All of the data should be repeated exactly; pictures are not part of the copy.

%%

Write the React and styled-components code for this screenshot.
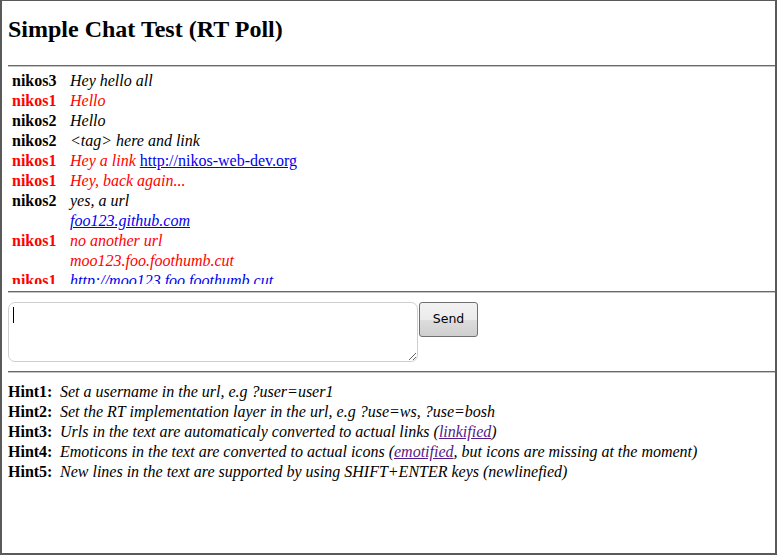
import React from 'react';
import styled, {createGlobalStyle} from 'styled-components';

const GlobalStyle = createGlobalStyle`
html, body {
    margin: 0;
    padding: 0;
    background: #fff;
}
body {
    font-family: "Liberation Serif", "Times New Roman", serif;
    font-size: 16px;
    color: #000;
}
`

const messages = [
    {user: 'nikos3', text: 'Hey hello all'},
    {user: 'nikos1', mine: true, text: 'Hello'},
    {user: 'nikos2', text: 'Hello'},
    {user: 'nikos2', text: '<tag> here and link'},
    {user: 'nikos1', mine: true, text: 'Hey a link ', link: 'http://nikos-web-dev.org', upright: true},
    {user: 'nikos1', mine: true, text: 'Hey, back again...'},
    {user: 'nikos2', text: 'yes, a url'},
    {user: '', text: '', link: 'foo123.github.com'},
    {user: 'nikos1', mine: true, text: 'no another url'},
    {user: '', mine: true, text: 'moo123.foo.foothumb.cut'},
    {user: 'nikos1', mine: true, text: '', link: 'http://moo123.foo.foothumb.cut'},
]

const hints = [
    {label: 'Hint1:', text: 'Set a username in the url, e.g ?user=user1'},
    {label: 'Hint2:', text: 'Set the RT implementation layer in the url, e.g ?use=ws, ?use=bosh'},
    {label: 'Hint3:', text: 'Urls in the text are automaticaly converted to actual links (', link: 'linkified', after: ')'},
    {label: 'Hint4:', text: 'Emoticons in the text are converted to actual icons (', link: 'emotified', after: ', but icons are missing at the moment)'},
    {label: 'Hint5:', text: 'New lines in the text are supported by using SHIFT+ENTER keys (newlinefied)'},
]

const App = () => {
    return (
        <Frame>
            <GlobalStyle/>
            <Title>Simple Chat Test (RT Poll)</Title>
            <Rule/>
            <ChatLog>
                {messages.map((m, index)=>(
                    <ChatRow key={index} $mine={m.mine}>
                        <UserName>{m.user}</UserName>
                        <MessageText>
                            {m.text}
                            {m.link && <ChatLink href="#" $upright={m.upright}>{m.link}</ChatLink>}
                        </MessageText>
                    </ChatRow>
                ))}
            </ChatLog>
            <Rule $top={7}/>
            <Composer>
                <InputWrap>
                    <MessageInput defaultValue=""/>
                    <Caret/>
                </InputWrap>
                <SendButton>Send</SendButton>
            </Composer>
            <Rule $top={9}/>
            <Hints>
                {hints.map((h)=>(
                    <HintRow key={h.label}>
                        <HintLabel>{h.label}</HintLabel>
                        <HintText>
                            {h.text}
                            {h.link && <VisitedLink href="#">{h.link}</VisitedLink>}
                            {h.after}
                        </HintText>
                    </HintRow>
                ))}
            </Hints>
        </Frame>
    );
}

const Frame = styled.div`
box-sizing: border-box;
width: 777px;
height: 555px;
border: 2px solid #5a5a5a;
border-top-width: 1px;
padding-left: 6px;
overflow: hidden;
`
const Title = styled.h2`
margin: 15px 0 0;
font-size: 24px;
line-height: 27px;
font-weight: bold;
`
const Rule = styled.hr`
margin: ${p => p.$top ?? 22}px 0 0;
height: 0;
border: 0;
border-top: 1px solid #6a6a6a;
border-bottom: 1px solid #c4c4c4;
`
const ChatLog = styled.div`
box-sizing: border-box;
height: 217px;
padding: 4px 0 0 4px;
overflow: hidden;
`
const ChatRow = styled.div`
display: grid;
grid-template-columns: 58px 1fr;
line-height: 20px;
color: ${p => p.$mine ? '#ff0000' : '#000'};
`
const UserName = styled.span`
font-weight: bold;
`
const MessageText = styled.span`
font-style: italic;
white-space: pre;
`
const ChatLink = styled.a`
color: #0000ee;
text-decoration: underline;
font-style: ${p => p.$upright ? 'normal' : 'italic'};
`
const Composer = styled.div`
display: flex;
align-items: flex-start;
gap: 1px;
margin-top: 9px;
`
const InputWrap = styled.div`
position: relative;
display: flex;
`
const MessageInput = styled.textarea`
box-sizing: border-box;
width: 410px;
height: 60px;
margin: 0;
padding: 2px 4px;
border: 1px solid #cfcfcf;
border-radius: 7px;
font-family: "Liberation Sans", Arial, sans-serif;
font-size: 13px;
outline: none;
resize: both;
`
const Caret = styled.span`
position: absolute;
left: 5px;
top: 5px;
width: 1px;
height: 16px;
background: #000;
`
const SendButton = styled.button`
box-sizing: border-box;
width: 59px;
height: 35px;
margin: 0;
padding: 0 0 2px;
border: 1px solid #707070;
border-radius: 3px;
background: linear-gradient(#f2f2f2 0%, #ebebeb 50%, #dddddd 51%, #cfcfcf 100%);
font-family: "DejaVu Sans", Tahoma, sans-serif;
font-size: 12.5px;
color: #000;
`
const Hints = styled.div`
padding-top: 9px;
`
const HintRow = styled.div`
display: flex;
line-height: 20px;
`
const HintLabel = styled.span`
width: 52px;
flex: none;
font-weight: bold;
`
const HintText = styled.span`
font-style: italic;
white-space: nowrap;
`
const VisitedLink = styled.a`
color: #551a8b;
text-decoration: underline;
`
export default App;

%%

- ANSWER FOR THE TASK
Write the React and styled-components code for this screenshot.
import React from 'react';
import styled, {createGlobalStyle} from 'styled-components';

const GlobalStyle = createGlobalStyle`
html, body {
    margin: 0;
    padding: 0;
    background: #fff;
}
body {
    font-family: "Liberation Serif", "Times New Roman", serif;
    font-size: 16px;
    color: #000;
}
`

const messages = [
    {user: 'nikos3', text: 'Hey hello all'},
    {user: 'nikos1', mine: true, text: 'Hello'},
    {user: 'nikos2', text: 'Hello'},
    {user: 'nikos2', text: '<tag> here and link'},
    {user: 'nikos1', mine: true, text: 'Hey a link ', link: 'http://nikos-web-dev.org', upright: true},
    {user: 'nikos1', mine: true, text: 'Hey, back again...'},
    {user: 'nikos2', text: 'yes, a url'},
    {user: '', text: '', link: 'foo123.github.com'},
    {user: 'nikos1', mine: true, text: 'no another url'},
    {user: '', mine: true, text: 'moo123.foo.foothumb.cut'},
    {user: 'nikos1', mine: true, text: '', link: 'http://moo123.foo.foothumb.cut'},
]

const hints = [
    {label: 'Hint1:', text: 'Set a username in the url, e.g ?user=user1'},
    {label: 'Hint2:', text: 'Set the RT implementation layer in the url, e.g ?use=ws, ?use=bosh'},
    {label: 'Hint3:', text: 'Urls in the text are automaticaly converted to actual links (', link: 'linkified', after: ')'},
    {label: 'Hint4:', text: 'Emoticons in the text are converted to actual icons (', link: 'emotified', after: ', but icons are missing at the moment)'},
    {label: 'Hint5:', text: 'New lines in the text are supported by using SHIFT+ENTER keys (newlinefied)'},
]

const App = () => {
    return (
        <Frame>
            <GlobalStyle/>
            <Title>Simple Chat Test (RT Poll)</Title>
            <Rule/>
            <ChatLog>
                {messages.map((m, index)=>(
                    <ChatRow key={index} $mine={m.mine}>
                        <UserName>{m.user}</UserName>
                        <MessageText>
                            {m.text}
                            {m.link && <ChatLink href="#" $upright={m.upright}>{m.link}</ChatLink>}
                        </MessageText>
                    </ChatRow>
                ))}
            </ChatLog>
            <Rule $top={7}/>
            <Composer>
                <InputWrap>
                    <MessageInput defaultValue=""/>
                    <Caret/>
                </InputWrap>
                <SendButton>Send</SendButton>
            </Composer>
            <Rule $top={9}/>
            <Hints>
                {hints.map((h)=>(
                    <HintRow key={h.label}>
                        <HintLabel>{h.label}</HintLabel>
                        <HintText>
                            {h.text}
                            {h.link && <VisitedLink href="#">{h.link}</VisitedLink>}
                            {h.after}
                        </HintText>
                    </HintRow>
                ))}
            </Hints>
        </Frame>
    );
}

const Frame = styled.div`
box-sizing: border-box;
width: 777px;
height: 555px;
border: 2px solid #5a5a5a;
border-top-width: 1px;
padding-left: 6px;
overflow: hidden;
`
const Title = styled.h2`
margin: 15px 0 0;
font-size: 24px;
line-height: 27px;
font-weight: bold;
`
const Rule = styled.hr`
margin: ${p => p.$top ?? 22}px 0 0;
height: 0;
border: 0;
border-top: 1px solid #6a6a6a;
border-bottom: 1px solid #c4c4c4;
`
const ChatLog = styled.div`
box-sizing: border-box;
height: 217px;
padding: 4px 0 0 4px;
overflow: hidden;
`
const ChatRow = styled.div`
display: grid;
grid-template-columns: 58px 1fr;
line-height: 20px;
color: ${p => p.$mine ? '#ff0000' : '#000'};
`
const UserName = styled.span`
font-weight: bold;
`
const MessageText = styled.span`
font-style: italic;
white-space: pre;
`
const ChatLink = styled.a`
color: #0000ee;
text-decoration: underline;
font-style: ${p => p.$upright ? 'normal' : 'italic'};
`
const Composer = styled.div`
display: flex;
align-items: flex-start;
gap: 1px;
margin-top: 9px;
`
const InputWrap = styled.div`
position: relative;
display: flex;
`
const MessageInput = styled.textarea`
box-sizing: border-box;
width: 410px;
height: 60px;
margin: 0;
padding: 2px 4px;
border: 1px solid #cfcfcf;
border-radius: 7px;
font-family: "Liberation Sans", Arial, sans-serif;
font-size: 13px;
outline: none;
resize: both;
`
const Caret = styled.span`
position: absolute;
left: 5px;
top: 5px;
width: 1px;
height: 16px;
background: #000;
`
const SendButton = styled.button`
box-sizing: border-box;
width: 59px;
height: 35px;
margin: 0;
padding: 0 0 2px;
border: 1px solid #707070;
border-radius: 3px;
background: linear-gradient(#f2f2f2 0%, #ebebeb 50%, #dddddd 51%, #cfcfcf 100%);
font-family: "DejaVu Sans", Tahoma, sans-serif;
font-size: 12.5px;
color: #000;
`
const Hints = styled.div`
padding-top: 9px;
`
const HintRow = styled.div`
display: flex;
line-height: 20px;
`
const HintLabel = styled.span`
width: 52px;
flex: none;
font-weight: bold;
`
const HintText = styled.span`
font-style: italic;
white-space: nowrap;
`
const VisitedLink = styled.a`
color: #551a8b;
text-decoration: underline;
`
export default App;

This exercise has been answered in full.